Seriously, if their are harder workers in the music industry in this day and age than ex-White Stripe Jack White, and the man sometimes known as Danger Mouse, Brian Burton, then I don't know em. Mr Burton - ahem, Mouse - has teamed up here with composer Daniele Luppi to create Rome, an album supposedly five years in the making that weaves together the sultry, acoustic sounds garnered from Italian soundtracks from the 1960s and the classic Italian Western genre. In fact, the album was recorded with the original orchestra from Italian director Sergio Leone’s westerns - authentic to the bone, then? Well, no.

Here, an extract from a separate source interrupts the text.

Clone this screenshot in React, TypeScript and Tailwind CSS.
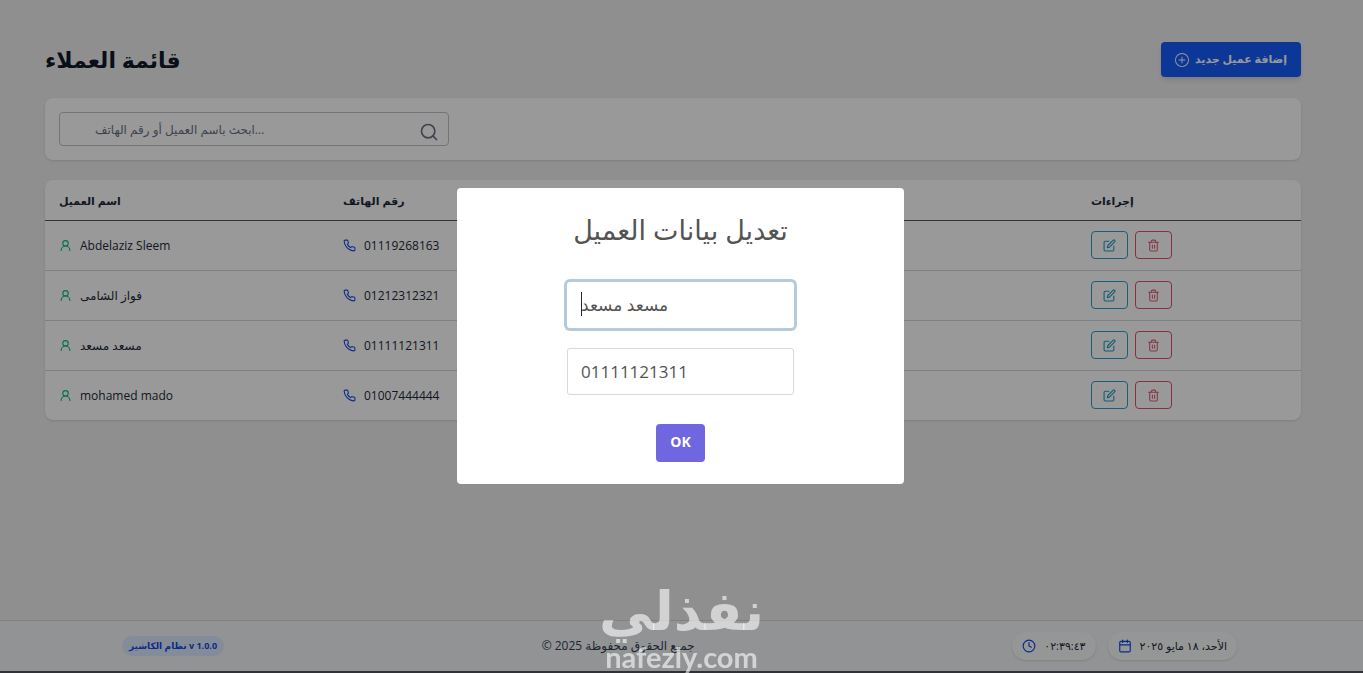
import { BsPlusCircle } from "react-icons/bs";
import {
  FiCalendar,
  FiClock,
  FiEdit,
  FiPhone,
  FiSearch,
  FiTrash2,
} from "react-icons/fi";
import { LuUserRound } from "react-icons/lu";

interface Customer {
  id: number;
  name: string;
  phone: string;
}

const customers: Customer[] = [
  { id: 1, name: "Abdelaziz Sleem", phone: "01119268163" },
  { id: 2, name: "فواز الشامى", phone: "01212312321" },
  { id: 3, name: "مسعد مسعد", phone: "01111121311" },
  { id: 4, name: "mohamed mado", phone: "01007444444" },
];

function CustomersTable() {
  return (
    <div className="mt-5 rounded-lg bg-white shadow-sm">
      <table className="w-full table-fixed border-collapse text-left text-xs text-gray-800">
        <thead>
          <tr className="h-10 border-b border-gray-600 text-[11px] font-bold">
            <th className="w-[284px] pt-1 pl-3.5">اسم العميل</th>
            <th className="pt-1 pl-3.5">رقم الهاتف</th>
            <th className="w-[224px] pt-1 pl-3.5">إجراءات</th>
          </tr>
        </thead>
        <tbody>
          {customers.map((customer) => (
            <tr
              key={customer.id}
              className="h-[50px] border-b border-gray-300 last:border-b-0"
            >
              <td className="pl-3.5">
                <div className="flex items-center gap-2">
                  <LuUserRound className="size-[13px] text-emerald-500" />
                  <span className="pt-0.5">{customer.name}</span>
                </div>
              </td>
              <td className="pl-3.5">
                <div className="flex items-center gap-2">
                  <FiPhone className="size-[13px] text-blue-700" />
                  <span className="pt-0.5">{customer.phone}</span>
                </div>
              </td>
              <td className="pl-3.5">
                <div className="flex items-center gap-[7px]">
                  <button
                    aria-label="تعديل"
                    className="flex h-7 w-[37px] items-center justify-center rounded border border-[#2a9fcf] text-[#1f9ac8]"
                  >
                    <FiEdit className="size-[13px]" />
                  </button>
                  <button
                    aria-label="حذف"
                    className="flex h-7 w-[37px] items-center justify-center rounded border border-[#e0506e] text-[#e0607a]"
                  >
                    <FiTrash2 className="size-[13px]" />
                  </button>
                </div>
              </td>
            </tr>
          ))}
        </tbody>
      </table>
    </div>
  );
}

function Footer() {
  return (
    <footer className="border-t border-gray-300 bg-[#f3f6f8]">
      <div className="flex h-[50px] items-center justify-between pr-[126px] pl-[122px]">
        <span className="rounded-full bg-blue-100 px-[7px] py-1 text-[9px] leading-3 font-bold text-blue-700">
          نظام الكاشير v 1.0.0
        </span>
        <p className="text-xs text-gray-700">© 2025 جميع الحقوق محفوظة</p>
        <div className="flex gap-3 text-[11px] text-gray-800">
          <span className="flex h-7 items-center gap-2 rounded-full bg-gray-50 px-2.5 shadow-sm">
            <FiClock className="size-[14px] text-blue-700" />
            ٠٢:٣٩:٤٣
          </span>
          <span className="flex h-7 items-center gap-2 rounded-full bg-gray-50 px-2.5 shadow-sm">
            <FiCalendar className="size-[14px] text-blue-700" />
            الأحد، ١٨ مايو ٢٠٢٥
          </span>
        </div>
      </div>
    </footer>
  );
}

function EditModal() {
  return (
    <div
      role="dialog"
      aria-labelledby="modal-title"
      className="flex w-[447px] flex-col items-center rounded bg-white pt-6 pb-[22px] text-[#545454]"
    >
      <h2 id="modal-title" className="text-[27px] leading-9 font-medium">
        تعديل بيانات العميل
      </h2>
      <div className="relative mt-[34px]">
        <input
          aria-label="اسم العميل"
          defaultValue="مسعد مسعد"
          className="block h-[46px] w-[227px] rounded-[3px] px-3.5 text-[17px] ring-3 ring-[#b4cbdd] outline-none"
        />
        <span className="absolute top-2.5 left-3.5 h-6 w-px bg-gray-800" />
      </div>
      <input
        aria-label="رقم الهاتف"
        defaultValue="01111121311"
        className="mt-5 h-[47px] w-[227px] rounded-[3px] border border-[#d9d9d9] px-[13px] text-[17px] outline-none"
      />
      <button className="mt-[29px] h-[38px] rounded bg-[#7066e0] px-3.5 pb-0.5 text-sm font-bold text-white">
        OK
      </button>
    </div>
  );
}

export default function App() {
  return (
    <div className="flex min-h-screen flex-col bg-[#efeff1] font-['Open_Sans','DejaVu_Sans',sans-serif]">
      <main className="grow pt-[42px] pr-[62px] pl-[45px]">
        <div className="flex h-[35px] items-center justify-between">
          <h1 className="text-[22px] font-semibold text-gray-900">
            قائمة العملاء
          </h1>
          <button className="flex h-[35px] items-center gap-1.5 rounded bg-blue-600 px-3.5 text-[11px] font-bold text-white shadow-md">
            <BsPlusCircle className="size-[14px]" />
            إضافة عميل جديد
          </button>
        </div>
        <div className="mt-[21px] rounded-lg bg-white p-3.5 shadow-sm">
          <div className="relative w-[390px]">
            <input
              type="search"
              aria-label="بحث"
              placeholder="ابحث باسم العميل أو رقم الهاتف..."
              className="block h-[34px] w-full rounded-sm border border-[#c4c4c8] px-[35px] text-xs placeholder:text-gray-500"
            />
            <FiSearch className="absolute top-2.5 right-2.5 size-5 text-gray-500" />
          </div>
        </div>
        <CustomersTable />
      </main>
      <Footer />
      <div className="h-0.5 bg-[#303038]" />

      <div className="fixed inset-x-0 top-0 bottom-0.5 flex items-center justify-center bg-black/40 pr-0.5">
        <EditModal />
      </div>
      <div className="pointer-events-none fixed inset-x-0 bottom-0 flex flex-col items-center pb-0.5 text-white/60">
        <span className="text-[54px] leading-[68px] font-bold">نفذلي</span>
        <span className="font-[Lato] text-[29px] leading-7 font-bold">
          nafezly.com
        </span>
      </div>
    </div>
  );
}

Some background first. Burton and Luppi met in 2004, bonded over Italian scores, travelled to Rome in October 2006, made some calls, assembled the original musicians from films such as The Good, the Bad and the Ugly and Once Upon a Time in the West - most of the musicians were in their seventies and hadn’t worked together for several decades - utilised vintage equipment made and played in Rome (using bottles of wine as payment), all in the effort of replicating the recording practices of the 1960s/70s golden age, recording live and straight to tape, with overdubs but no electronics, computers, 21st-century effects or studio trickery. The studio they used sits underneath a neo-classical church and is carved out of an ancient catacomb, with an echo chamber and a room full of vintage tapes. Whilst many of the songs were instrumentals, the next step was finding two lead vocalists who could do justice to the vocal-led tracks – which is where Jack White (along with chanteuse Norah Jones) fits in.

Welcome to Rome.

It has opened with many multimedia stunts - such as free listens to the album in Sydney if you went to a certain pop-up cafe and ordered a certain coffee, plus an ultra-ambitious music video which I will be analysing next week. All well and good. But is the album any good?

Pretty much, yeah.

The problem isn't if it's any good - its that there isnt enough variety here to take individual songs away with you after listening. Its a great album for background music, for languid days or nights with loved ones and lovers, drinking coffee or wine. It is an extremely sophisticated soundtrack, yet it never reaches the heady highs of Morricone's iconic efforts. Which in many ways was the main hurdle the two had in making Rome, and probably why it was avoided - because by imitating Morricone's sound, you risk satirising or - even worse - parodying it. White's contributions are the closest the album gets to creating an equal - his amazingly iconic vocals add an off-kilter timbre to the dulcet tones that offer something altogether different, an Italian score from a parallel universe if you will.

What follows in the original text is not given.